* Given exercise:
The listing below must be repeated word for word, with its images excluded.

* Dataset extract:
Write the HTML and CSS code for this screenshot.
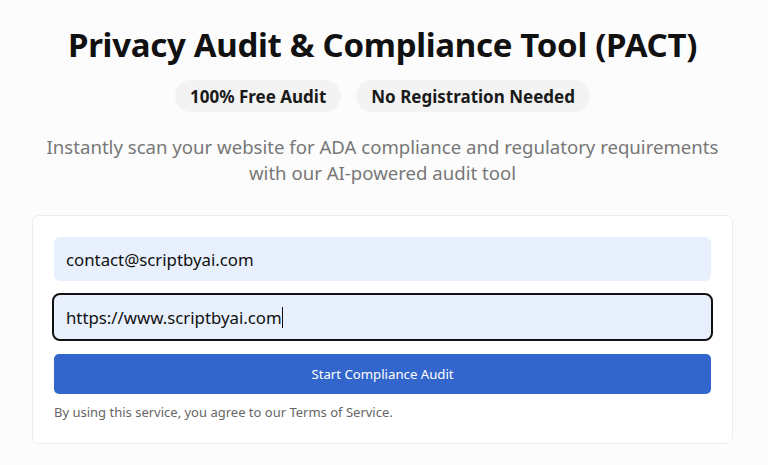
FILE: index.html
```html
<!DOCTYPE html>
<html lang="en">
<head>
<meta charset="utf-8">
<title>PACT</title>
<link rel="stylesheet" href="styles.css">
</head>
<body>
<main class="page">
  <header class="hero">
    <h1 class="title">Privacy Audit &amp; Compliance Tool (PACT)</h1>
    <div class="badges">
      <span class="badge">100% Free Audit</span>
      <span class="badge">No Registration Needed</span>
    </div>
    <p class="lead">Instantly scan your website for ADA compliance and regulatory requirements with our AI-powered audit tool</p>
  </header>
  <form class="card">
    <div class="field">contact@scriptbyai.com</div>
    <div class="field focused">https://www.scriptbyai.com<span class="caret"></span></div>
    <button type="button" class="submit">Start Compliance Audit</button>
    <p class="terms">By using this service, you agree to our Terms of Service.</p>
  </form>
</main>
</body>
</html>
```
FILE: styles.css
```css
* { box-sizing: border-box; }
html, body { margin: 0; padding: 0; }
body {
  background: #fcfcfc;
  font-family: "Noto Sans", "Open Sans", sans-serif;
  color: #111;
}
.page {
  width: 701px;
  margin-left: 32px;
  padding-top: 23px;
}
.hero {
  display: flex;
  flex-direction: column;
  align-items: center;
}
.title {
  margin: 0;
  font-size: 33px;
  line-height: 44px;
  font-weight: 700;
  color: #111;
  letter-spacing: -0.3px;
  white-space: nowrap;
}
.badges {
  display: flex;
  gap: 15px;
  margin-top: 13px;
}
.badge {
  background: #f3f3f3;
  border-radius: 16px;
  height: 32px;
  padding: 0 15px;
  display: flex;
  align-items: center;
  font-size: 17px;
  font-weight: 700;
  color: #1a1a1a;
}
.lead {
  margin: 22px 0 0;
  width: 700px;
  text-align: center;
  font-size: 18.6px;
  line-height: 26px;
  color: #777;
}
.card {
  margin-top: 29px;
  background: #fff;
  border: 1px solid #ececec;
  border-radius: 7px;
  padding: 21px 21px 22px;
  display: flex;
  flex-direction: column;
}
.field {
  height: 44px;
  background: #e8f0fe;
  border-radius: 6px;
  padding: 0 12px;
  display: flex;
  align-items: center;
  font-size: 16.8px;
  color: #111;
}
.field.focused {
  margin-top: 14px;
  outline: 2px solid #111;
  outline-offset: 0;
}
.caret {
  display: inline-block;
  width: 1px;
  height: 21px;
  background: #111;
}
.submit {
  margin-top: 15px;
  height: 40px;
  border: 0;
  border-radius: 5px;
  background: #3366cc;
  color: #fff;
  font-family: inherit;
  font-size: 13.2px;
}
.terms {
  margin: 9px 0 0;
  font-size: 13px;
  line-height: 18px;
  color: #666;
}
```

* The answer:
Write the HTML and CSS code for this screenshot.
FILE: index.html
```html
<!DOCTYPE html>
<html lang="en">
<head>
<meta charset="utf-8">
<title>PACT</title>
<link rel="stylesheet" href="styles.css">
</head>
<body>
<main class="page">
  <header class="hero">
    <h1 class="title">Privacy Audit &amp; Compliance Tool (PACT)</h1>
    <div class="badges">
      <span class="badge">100% Free Audit</span>
      <span class="badge">No Registration Needed</span>
    </div>
    <p class="lead">Instantly scan your website for ADA compliance and regulatory requirements with our AI-powered audit tool</p>
  </header>
  <form class="card">
    <div class="field">contact@scriptbyai.com</div>
    <div class="field focused">https://www.scriptbyai.com<span class="caret"></span></div>
    <button type="button" class="submit">Start Compliance Audit</button>
    <p class="terms">By using this service, you agree to our Terms of Service.</p>
  </form>
</main>
</body>
</html>
```
FILE: styles.css
```css
* { box-sizing: border-box; }
html, body { margin: 0; padding: 0; }
body {
  background: #fcfcfc;
  font-family: "Noto Sans", "Open Sans", sans-serif;
  color: #111;
}
.page {
  width: 701px;
  margin-left: 32px;
  padding-top: 23px;
}
.hero {
  display: flex;
  flex-direction: column;
  align-items: center;
}
.title {
  margin: 0;
  font-size: 33px;
  line-height: 44px;
  font-weight: 700;
  color: #111;
  letter-spacing: -0.3px;
  white-space: nowrap;
}
.badges {
  display: flex;
  gap: 15px;
  margin-top: 13px;
}
.badge {
  background: #f3f3f3;
  border-radius: 16px;
  height: 32px;
  padding: 0 15px;
  display: flex;
  align-items: center;
  font-size: 17px;
  font-weight: 700;
  color: #1a1a1a;
}
.lead {
  margin: 22px 0 0;
  width: 700px;
  text-align: center;
  font-size: 18.6px;
  line-height: 26px;
  color: #777;
}
.card {
  margin-top: 29px;
  background: #fff;
  border: 1px solid #ececec;
  border-radius: 7px;
  padding: 21px 21px 22px;
  display: flex;
  flex-direction: column;
}
.field {
  height: 44px;
  background: #e8f0fe;
  border-radius: 6px;
  padding: 0 12px;
  display: flex;
  align-items: center;
  font-size: 16.8px;
  color: #111;
}
.field.focused {
  margin-top: 14px;
  outline: 2px solid #111;
  outline-offset: 0;
}
.caret {
  display: inline-block;
  width: 1px;
  height: 21px;
  background: #111;
}
.submit {
  margin-top: 15px;
  height: 40px;
  border: 0;
  border-radius: 5px;
  background: #3366cc;
  color: #fff;
  font-family: inherit;
  font-size: 13.2px;
}
.terms {
  margin: 9px 0 0;
  font-size: 13px;
  line-height: 18px;
  color: #666;
}
```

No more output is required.